-- Start of GIVEN DATA --

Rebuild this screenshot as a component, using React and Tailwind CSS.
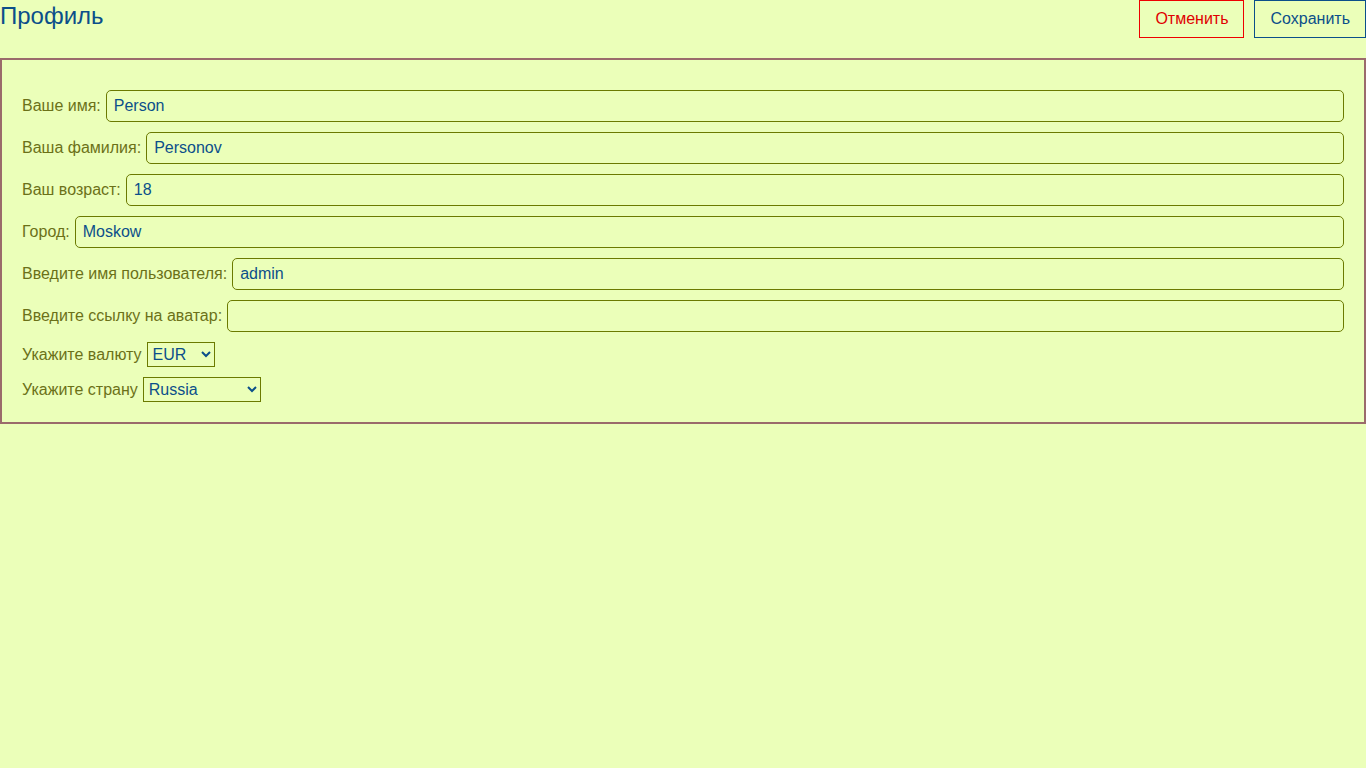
import React, { useState } from "react";

const fields = [
    { label: "Ваше имя:", value: "Person" },
    { label: "Ваша фамилия:", value: "Personov" },
    { label: "Ваш возраст:", value: "18" },
    { label: "Город:", value: "Moskow" },
    { label: "Введите имя пользователя:", value: "admin" },
    { label: "Введите ссылку на аватар:", value: "" },
];

export default function App() {
    const [values, setValues] = useState(fields.map((f) => f.value));
    const [currency, setCurrency] = useState("EUR");
    const [country, setCountry] = useState("Russia");

    const update = (index, value) => {
        const next = [...values];
        next[index] = value;
        setValues(next);
    };

    return (
        <div
            className="min-h-screen bg-[#ebffb9] text-base"
            style={{ fontFamily: '"Liberation Sans", Arial, sans-serif' }}
        >
            {/* header */}
            <div className="flex justify-between items-start">
                <h1 className="text-[24px] leading-[32px] text-[#0b4f8a]">Профиль</h1>
                <div className="flex gap-[10px]">
                    <button className="h-[38px] px-[15px] border border-solid border-[color:#ee0000] text-[#e00000]">
                        Отменить
                    </button>
                    <button className="h-[38px] px-[15px] border border-solid border-[color:#0b4f8a] text-[#0b4f8a]">
                        Сохранить
                    </button>
                </div>
            </div>

            {/* form panel */}
            <div className="mt-[20px] border-2 border-[#9a6b6b] px-[20px] pt-[30px] pb-[20px]">
                <div className="flex flex-col gap-[10px]">
                    {fields.map((f, index) => (
                        <div key={index} className="flex items-center">
                            <label className="text-[#6b7118] mr-[5px] whitespace-nowrap">{f.label}</label>
                            <input
                                type="text"
                                className="flex-1 h-[32px] border border-[#6b7a00] rounded-[5px] px-[7px] text-[#0b4f8a] outline-none"
                                value={values[index]}
                                onChange={(e) => update(index, e.target.value)}
                            />
                        </div>
                    ))}
                    <div className="flex items-center">
                        <label className="text-[#6b7118] mr-[5px]">Укажите валюту</label>
                        <select
                            className="h-[25px] w-[68px] border border-[#6b7a00] text-[#0b4f8a] pl-[1px]"
                            value={currency}
                            onChange={(e) => setCurrency(e.target.value)}
                        >
                            <option>EUR</option>
                            <option>USD</option>
                            <option>RUB</option>
                        </select>
                    </div>
                    <div className="flex items-center">
                        <label className="text-[#6b7118] mr-[5px]">Укажите страну</label>
                        <select
                            className="h-[25px] w-[118px] border border-[#6b7a00] text-[#0b4f8a] pl-[1px]"
                            value={country}
                            onChange={(e) => setCountry(e.target.value)}
                        >
                            <option>Russia</option>
                            <option>Germany</option>
                            <option>France</option>
                        </select>
                    </div>
                </div>
            </div>
        </div>
    );
}
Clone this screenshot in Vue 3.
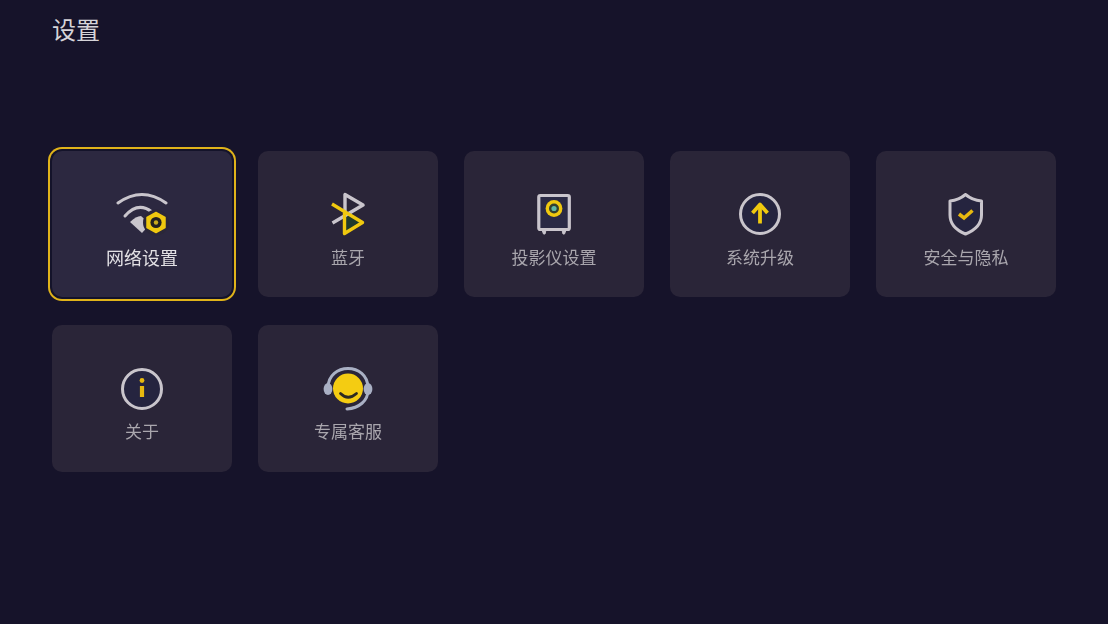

-- End of GIVEN DATA --

* [WHAT YOU NEED TO DO] Identify each line of the material where the word "screenshot" shows up, and copy it.

* [THE RESULT]
Rebuild this screenshot as a component, using React and Tailwind CSS.
Clone this screenshot in Vue 3.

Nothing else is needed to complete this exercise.